## STATED EXERCISE
Would you transcribe the whole listing exactly, minus its pictures?

## DATA SHOWN
=====

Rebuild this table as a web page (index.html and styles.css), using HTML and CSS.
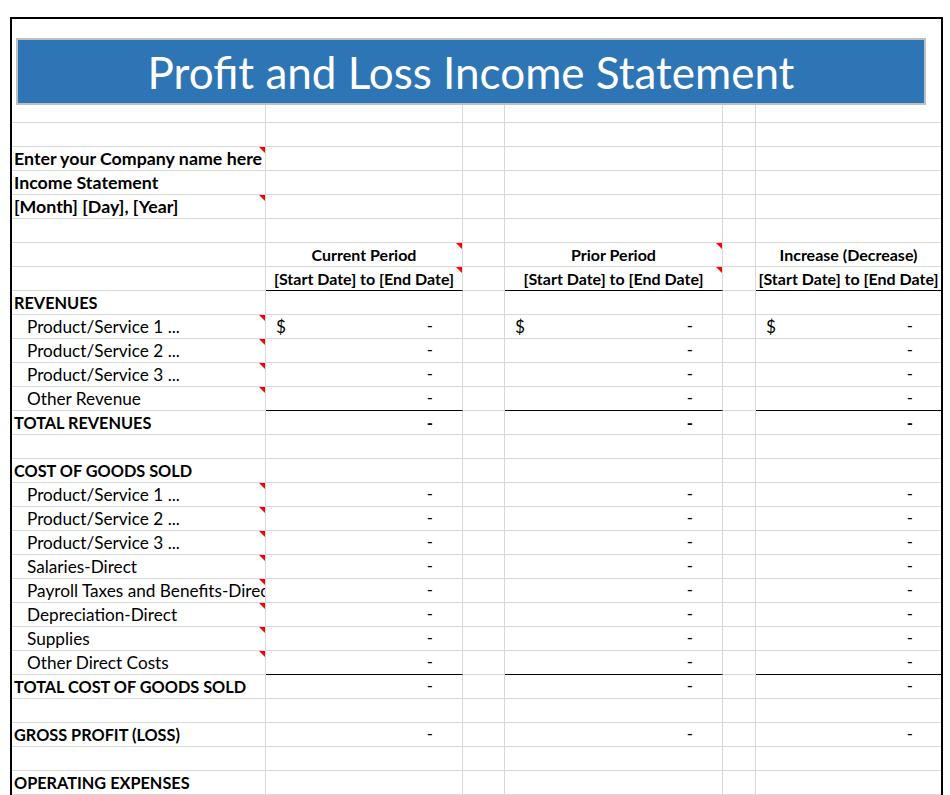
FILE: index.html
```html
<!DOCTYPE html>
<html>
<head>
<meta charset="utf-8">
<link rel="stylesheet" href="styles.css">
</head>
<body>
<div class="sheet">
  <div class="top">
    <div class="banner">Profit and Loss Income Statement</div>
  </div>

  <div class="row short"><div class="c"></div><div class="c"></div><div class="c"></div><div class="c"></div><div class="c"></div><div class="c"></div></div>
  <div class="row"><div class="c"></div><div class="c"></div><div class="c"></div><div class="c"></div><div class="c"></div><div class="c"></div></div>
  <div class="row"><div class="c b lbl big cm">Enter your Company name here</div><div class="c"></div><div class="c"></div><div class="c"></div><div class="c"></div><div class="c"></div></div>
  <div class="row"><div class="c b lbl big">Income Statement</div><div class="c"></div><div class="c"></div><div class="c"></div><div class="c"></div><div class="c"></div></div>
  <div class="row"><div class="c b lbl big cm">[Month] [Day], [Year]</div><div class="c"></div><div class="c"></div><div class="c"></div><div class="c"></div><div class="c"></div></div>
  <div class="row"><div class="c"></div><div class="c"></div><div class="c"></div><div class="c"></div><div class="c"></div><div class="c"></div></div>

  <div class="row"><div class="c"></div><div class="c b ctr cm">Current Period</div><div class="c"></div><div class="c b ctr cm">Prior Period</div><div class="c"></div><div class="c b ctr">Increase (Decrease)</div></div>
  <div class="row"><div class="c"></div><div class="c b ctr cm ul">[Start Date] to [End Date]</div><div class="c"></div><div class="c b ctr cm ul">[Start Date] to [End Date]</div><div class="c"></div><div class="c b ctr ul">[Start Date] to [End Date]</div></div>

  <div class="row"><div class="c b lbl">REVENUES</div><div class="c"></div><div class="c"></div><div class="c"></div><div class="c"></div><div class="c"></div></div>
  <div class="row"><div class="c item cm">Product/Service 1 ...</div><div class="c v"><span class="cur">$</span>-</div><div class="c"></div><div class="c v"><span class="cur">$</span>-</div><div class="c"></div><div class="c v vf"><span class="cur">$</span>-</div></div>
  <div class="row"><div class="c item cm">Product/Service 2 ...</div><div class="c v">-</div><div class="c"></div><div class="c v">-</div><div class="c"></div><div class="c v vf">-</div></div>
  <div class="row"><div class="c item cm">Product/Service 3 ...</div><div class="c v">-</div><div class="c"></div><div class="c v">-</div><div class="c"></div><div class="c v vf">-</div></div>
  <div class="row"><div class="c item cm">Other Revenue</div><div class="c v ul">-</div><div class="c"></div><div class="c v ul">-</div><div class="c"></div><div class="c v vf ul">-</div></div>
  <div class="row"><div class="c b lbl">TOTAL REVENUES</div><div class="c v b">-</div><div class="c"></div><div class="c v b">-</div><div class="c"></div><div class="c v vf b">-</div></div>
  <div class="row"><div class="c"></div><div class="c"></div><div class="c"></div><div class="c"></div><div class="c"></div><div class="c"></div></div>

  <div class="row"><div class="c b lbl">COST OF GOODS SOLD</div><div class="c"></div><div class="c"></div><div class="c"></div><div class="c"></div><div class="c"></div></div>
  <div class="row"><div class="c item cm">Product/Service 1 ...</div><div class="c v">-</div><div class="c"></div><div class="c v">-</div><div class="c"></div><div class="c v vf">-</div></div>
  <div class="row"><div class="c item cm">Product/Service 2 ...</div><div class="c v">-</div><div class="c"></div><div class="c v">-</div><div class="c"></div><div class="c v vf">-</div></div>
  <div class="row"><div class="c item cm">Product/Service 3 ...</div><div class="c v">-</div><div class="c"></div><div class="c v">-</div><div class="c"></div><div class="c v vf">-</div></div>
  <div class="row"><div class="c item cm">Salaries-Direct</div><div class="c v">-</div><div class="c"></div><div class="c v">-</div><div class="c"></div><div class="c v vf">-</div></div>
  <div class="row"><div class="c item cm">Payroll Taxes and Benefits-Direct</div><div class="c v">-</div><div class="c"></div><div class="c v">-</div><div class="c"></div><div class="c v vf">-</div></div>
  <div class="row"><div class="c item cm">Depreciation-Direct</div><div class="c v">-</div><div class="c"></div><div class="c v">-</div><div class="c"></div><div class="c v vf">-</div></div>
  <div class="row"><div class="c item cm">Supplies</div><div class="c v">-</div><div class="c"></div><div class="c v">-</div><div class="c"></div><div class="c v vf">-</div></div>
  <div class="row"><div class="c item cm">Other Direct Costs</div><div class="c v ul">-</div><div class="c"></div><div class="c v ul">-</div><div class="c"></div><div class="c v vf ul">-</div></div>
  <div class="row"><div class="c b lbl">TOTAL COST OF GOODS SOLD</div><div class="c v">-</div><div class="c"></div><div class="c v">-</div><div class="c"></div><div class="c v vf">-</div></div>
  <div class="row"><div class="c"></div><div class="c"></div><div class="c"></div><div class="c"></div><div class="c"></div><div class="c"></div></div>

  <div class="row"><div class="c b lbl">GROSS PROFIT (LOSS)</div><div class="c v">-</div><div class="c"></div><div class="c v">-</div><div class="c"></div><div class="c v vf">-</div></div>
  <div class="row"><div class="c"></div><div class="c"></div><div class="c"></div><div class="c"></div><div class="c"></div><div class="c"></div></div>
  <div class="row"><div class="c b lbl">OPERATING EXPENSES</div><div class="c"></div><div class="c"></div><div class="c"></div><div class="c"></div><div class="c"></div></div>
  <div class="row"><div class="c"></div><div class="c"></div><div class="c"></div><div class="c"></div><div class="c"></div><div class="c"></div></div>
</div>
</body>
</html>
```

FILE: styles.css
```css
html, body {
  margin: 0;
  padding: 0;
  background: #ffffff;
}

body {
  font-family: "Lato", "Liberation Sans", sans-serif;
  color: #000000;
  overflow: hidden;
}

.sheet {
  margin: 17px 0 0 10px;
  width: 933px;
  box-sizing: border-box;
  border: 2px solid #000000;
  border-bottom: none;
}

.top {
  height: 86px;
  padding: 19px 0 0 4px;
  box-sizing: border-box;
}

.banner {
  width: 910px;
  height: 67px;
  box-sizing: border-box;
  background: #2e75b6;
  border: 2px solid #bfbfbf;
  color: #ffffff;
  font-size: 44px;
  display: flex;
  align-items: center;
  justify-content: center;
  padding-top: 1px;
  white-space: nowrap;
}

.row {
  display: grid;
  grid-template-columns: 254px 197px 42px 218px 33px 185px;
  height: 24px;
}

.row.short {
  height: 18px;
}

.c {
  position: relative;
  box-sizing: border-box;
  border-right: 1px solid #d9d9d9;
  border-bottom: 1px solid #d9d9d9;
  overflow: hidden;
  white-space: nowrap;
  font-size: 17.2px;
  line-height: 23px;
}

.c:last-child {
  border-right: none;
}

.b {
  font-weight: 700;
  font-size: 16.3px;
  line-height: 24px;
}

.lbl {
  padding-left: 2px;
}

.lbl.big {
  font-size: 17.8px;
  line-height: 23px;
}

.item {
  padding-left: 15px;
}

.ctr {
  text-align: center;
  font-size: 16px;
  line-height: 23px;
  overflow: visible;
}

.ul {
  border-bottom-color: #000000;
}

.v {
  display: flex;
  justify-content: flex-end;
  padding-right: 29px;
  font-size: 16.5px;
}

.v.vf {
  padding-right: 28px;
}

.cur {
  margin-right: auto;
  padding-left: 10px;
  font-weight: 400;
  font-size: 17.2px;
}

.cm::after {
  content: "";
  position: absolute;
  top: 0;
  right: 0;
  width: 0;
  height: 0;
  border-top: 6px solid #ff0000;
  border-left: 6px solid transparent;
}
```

=====

## EXERCISE SOLUTION
Rebuild this table as a web page (index.html and styles.css), using HTML and CSS.
FILE: index.html
```html
<!DOCTYPE html>
<html>
<head>
<meta charset="utf-8">
<link rel="stylesheet" href="styles.css">
</head>
<body>
<div class="sheet">
  <div class="top">
    <div class="banner">Profit and Loss Income Statement</div>
  </div>

  <div class="row short"><div class="c"></div><div class="c"></div><div class="c"></div><div class="c"></div><div class="c"></div><div class="c"></div></div>
  <div class="row"><div class="c"></div><div class="c"></div><div class="c"></div><div class="c"></div><div class="c"></div><div class="c"></div></div>
  <div class="row"><div class="c b lbl big cm">Enter your Company name here</div><div class="c"></div><div class="c"></div><div class="c"></div><div class="c"></div><div class="c"></div></div>
  <div class="row"><div class="c b lbl big">Income Statement</div><div class="c"></div><div class="c"></div><div class="c"></div><div class="c"></div><div class="c"></div></div>
  <div class="row"><div class="c b lbl big cm">[Month] [Day], [Year]</div><div class="c"></div><div class="c"></div><div class="c"></div><div class="c"></div><div class="c"></div></div>
  <div class="row"><div class="c"></div><div class="c"></div><div class="c"></div><div class="c"></div><div class="c"></div><div class="c"></div></div>

  <div class="row"><div class="c"></div><div class="c b ctr cm">Current Period</div><div class="c"></div><div class="c b ctr cm">Prior Period</div><div class="c"></div><div class="c b ctr">Increase (Decrease)</div></div>
  <div class="row"><div class="c"></div><div class="c b ctr cm ul">[Start Date] to [End Date]</div><div class="c"></div><div class="c b ctr cm ul">[Start Date] to [End Date]</div><div class="c"></div><div class="c b ctr ul">[Start Date] to [End Date]</div></div>

  <div class="row"><div class="c b lbl">REVENUES</div><div class="c"></div><div class="c"></div><div class="c"></div><div class="c"></div><div class="c"></div></div>
  <div class="row"><div class="c item cm">Product/Service 1 ...</div><div class="c v"><span class="cur">$</span>-</div><div class="c"></div><div class="c v"><span class="cur">$</span>-</div><div class="c"></div><div class="c v vf"><span class="cur">$</span>-</div></div>
  <div class="row"><div class="c item cm">Product/Service 2 ...</div><div class="c v">-</div><div class="c"></div><div class="c v">-</div><div class="c"></div><div class="c v vf">-</div></div>
  <div class="row"><div class="c item cm">Product/Service 3 ...</div><div class="c v">-</div><div class="c"></div><div class="c v">-</div><div class="c"></div><div class="c v vf">-</div></div>
  <div class="row"><div class="c item cm">Other Revenue</div><div class="c v ul">-</div><div class="c"></div><div class="c v ul">-</div><div class="c"></div><div class="c v vf ul">-</div></div>
  <div class="row"><div class="c b lbl">TOTAL REVENUES</div><div class="c v b">-</div><div class="c"></div><div class="c v b">-</div><div class="c"></div><div class="c v vf b">-</div></div>
  <div class="row"><div class="c"></div><div class="c"></div><div class="c"></div><div class="c"></div><div class="c"></div><div class="c"></div></div>

  <div class="row"><div class="c b lbl">COST OF GOODS SOLD</div><div class="c"></div><div class="c"></div><div class="c"></div><div class="c"></div><div class="c"></div></div>
  <div class="row"><div class="c item cm">Product/Service 1 ...</div><div class="c v">-</div><div class="c"></div><div class="c v">-</div><div class="c"></div><div class="c v vf">-</div></div>
  <div class="row"><div class="c item cm">Product/Service 2 ...</div><div class="c v">-</div><div class="c"></div><div class="c v">-</div><div class="c"></div><div class="c v vf">-</div></div>
  <div class="row"><div class="c item cm">Product/Service 3 ...</div><div class="c v">-</div><div class="c"></div><div class="c v">-</div><div class="c"></div><div class="c v vf">-</div></div>
  <div class="row"><div class="c item cm">Salaries-Direct</div><div class="c v">-</div><div class="c"></div><div class="c v">-</div><div class="c"></div><div class="c v vf">-</div></div>
  <div class="row"><div class="c item cm">Payroll Taxes and Benefits-Direct</div><div class="c v">-</div><div class="c"></div><div class="c v">-</div><div class="c"></div><div class="c v vf">-</div></div>
  <div class="row"><div class="c item cm">Depreciation-Direct</div><div class="c v">-</div><div class="c"></div><div class="c v">-</div><div class="c"></div><div class="c v vf">-</div></div>
  <div class="row"><div class="c item cm">Supplies</div><div class="c v">-</div><div class="c"></div><div class="c v">-</div><div class="c"></div><div class="c v vf">-</div></div>
  <div class="row"><div class="c item cm">Other Direct Costs</div><div class="c v ul">-</div><div class="c"></div><div class="c v ul">-</div><div class="c"></div><div class="c v vf ul">-</div></div>
  <div class="row"><div class="c b lbl">TOTAL COST OF GOODS SOLD</div><div class="c v">-</div><div class="c"></div><div class="c v">-</div><div class="c"></div><div class="c v vf">-</div></div>
  <div class="row"><div class="c"></div><div class="c"></div><div class="c"></div><div class="c"></div><div class="c"></div><div class="c"></div></div>

  <div class="row"><div class="c b lbl">GROSS PROFIT (LOSS)</div><div class="c v">-</div><div class="c"></div><div class="c v">-</div><div class="c"></div><div class="c v vf">-</div></div>
  <div class="row"><div class="c"></div><div class="c"></div><div class="c"></div><div class="c"></div><div class="c"></div><div class="c"></div></div>
  <div class="row"><div class="c b lbl">OPERATING EXPENSES</div><div class="c"></div><div class="c"></div><div class="c"></div><div class="c"></div><div class="c"></div></div>
  <div class="row"><div class="c"></div><div class="c"></div><div class="c"></div><div class="c"></div><div class="c"></div><div class="c"></div></div>
</div>
</body>
</html>
```

FILE: styles.css
```css
html, body {
  margin: 0;
  padding: 0;
  background: #ffffff;
}

body {
  font-family: "Lato", "Liberation Sans", sans-serif;
  color: #000000;
  overflow: hidden;
}

.sheet {
  margin: 17px 0 0 10px;
  width: 933px;
  box-sizing: border-box;
  border: 2px solid #000000;
  border-bottom: none;
}

.top {
  height: 86px;
  padding: 19px 0 0 4px;
  box-sizing: border-box;
}

.banner {
  width: 910px;
  height: 67px;
  box-sizing: border-box;
  background: #2e75b6;
  border: 2px solid #bfbfbf;
  color: #ffffff;
  font-size: 44px;
  display: flex;
  align-items: center;
  justify-content: center;
  padding-top: 1px;
  white-space: nowrap;
}

.row {
  display: grid;
  grid-template-columns: 254px 197px 42px 218px 33px 185px;
  height: 24px;
}

.row.short {
  height: 18px;
}

.c {
  position: relative;
  box-sizing: border-box;
  border-right: 1px solid #d9d9d9;
  border-bottom: 1px solid #d9d9d9;
  overflow: hidden;
  white-space: nowrap;
  font-size: 17.2px;
  line-height: 23px;
}

.c:last-child {
  border-right: none;
}

.b {
  font-weight: 700;
  font-size: 16.3px;
  line-height: 24px;
}

.lbl {
  padding-left: 2px;
}

.lbl.big {
  font-size: 17.8px;
  line-height: 23px;
}

.item {
  padding-left: 15px;
}

.ctr {
  text-align: center;
  font-size: 16px;
  line-height: 23px;
  overflow: visible;
}

.ul {
  border-bottom-color: #000000;
}

.v {
  display: flex;
  justify-content: flex-end;
  padding-right: 29px;
  font-size: 16.5px;
}

.v.vf {
  padding-right: 28px;
}

.cur {
  margin-right: auto;
  padding-left: 10px;
  font-weight: 400;
  font-size: 17.2px;
}

.cm::after {
  content: "";
  position: absolute;
  top: 0;
  right: 0;
  width: 0;
  height: 0;
  border-top: 6px solid #ff0000;
  border-left: 6px solid transparent;
}
```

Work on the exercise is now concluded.